At the start of the decade it was tiki-taka that was the go-to phrase used to describe their football. Now merely mentioning Spain is to summon up technicolour images of bright crimson jerseys pinging the ball in triangles as if a training exercise. Their intricate dominance, a delicate asphyxiation of their opponents, has been an era-defining playing style associated with the great Barcelona side of Pep Guardiola and the Spain team that shared at least some of that DNA, but it has also caused its own problems since Villa’s departure as La Roja laboured to find someone capable of putting the finishing touches to their ornately prepared chances.
Costa is a barrelling hulk of a man who has thrived in Diego Simeone’s Atletico Madrid, Jose Mourinho’s Chelsea and, for one glorious season, Antonio Conte’s Premier League-winning Blues as well. All of those teams were reactive sides, teams whose first instinct is to drop and be compact in order to attack and counter into spaces. That, really, has always been Costa’s game and he’s sensationally good at it, rampaging around and occupying defenders, harassing defenders, nigh-on violating defenders in order to win the ball back and smuggle it home.
To be the No 9 in Spain’s system you really need to be a striker who is explosive in short-area situations, who can find half a yard and fire home when surrounded by the massed ranks of defenders that have formed a wall across the penalty area to deter Andres Iniesta, Isco and company. It is why the dinky but speedy Paco Alcacer – now hopelessly out of form at Barca but previously very effective with Valencia – was the right guy to start at Euro 2016 and top-scored in qualifying then. Alvaro Morata looked to have potential for the role but endured a rotten year in west London while Iago Aspas, for all his goals this year, just doesn’t seem to have earned the trust.
So Costa it was in Sochi, in the World Cup, against Portugal. For all his stylistic differences with what Spain do and how they do it, Hierro stuck with Lopetegui’s answer and went for proven quality over fit – a square peg in a round hole but those square pegs can still hurt if you catch them wrong.
And this is Diego Costa, so of course he caught them wrong. Just ask Pepe, whose face suddenly discovered in its schedule for the evening an unscheduled meeting with Costa’s forearm. Pepe flailed on the ground. Costa, surrounded by defenders and without a teammate in sight held up the ball, found a crack in the defence and drove the ball through it and into the net.
From what was a hopeful long ball – in the eyes of some, a betrayal of how Spain should play – Costa had turned water into wine. With Pepe still rolling on the floor he had turned water into whine. Portugal protested but Spain celebrated, Diego Costa the scorer and Hierro and predecessor vindicated.
When playing an opponent as tough as Portugal in a game as good as this on a stage as jaw-droopingly big, there will be things that go your way and things that don’t. On the night, Spain’s delicate build-up play and attempts at intricate creation fell flat, like an artist struggling for inspiration.
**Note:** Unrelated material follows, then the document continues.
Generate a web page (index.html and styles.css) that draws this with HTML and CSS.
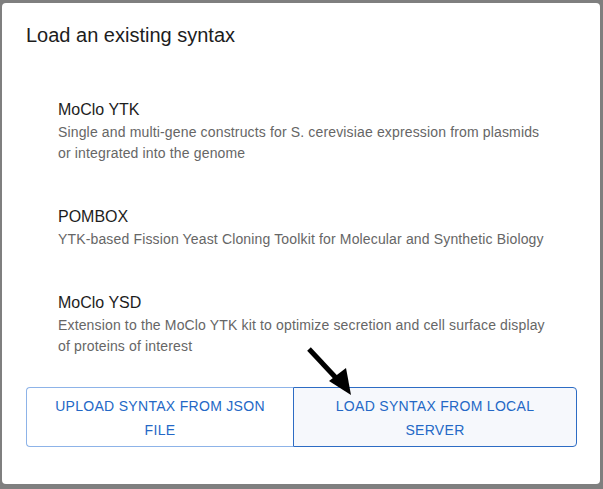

But while the artist’s canvas lay bare, along came Costa with his customary sledgehammer to save the day, pummelling the canvas into a thousand paint-stained pieces and labelling it as a piece of art worthy of the Turner Prize.
Yes, on a day when the Spain way wasn’t working it was the striker who is as un-Spain as could be who found the key breakthroughs for them when it mattered; the first equaliser before Portugal had time to settle on their lead, the second equaliser from a set piece where Fernando Santos would have been sure his team had the nous to hold firm.
In the end this was a glorious game of football that will be remembered more for Cristiano Ronaldo’s hat-trick and the carefree exchanging of goals.
But for Spain, who deep down had some doubts about their team, they might just have found an answer to a question they’d struggled with. A hulking, unpredictable answer but an answer who saved their bacon.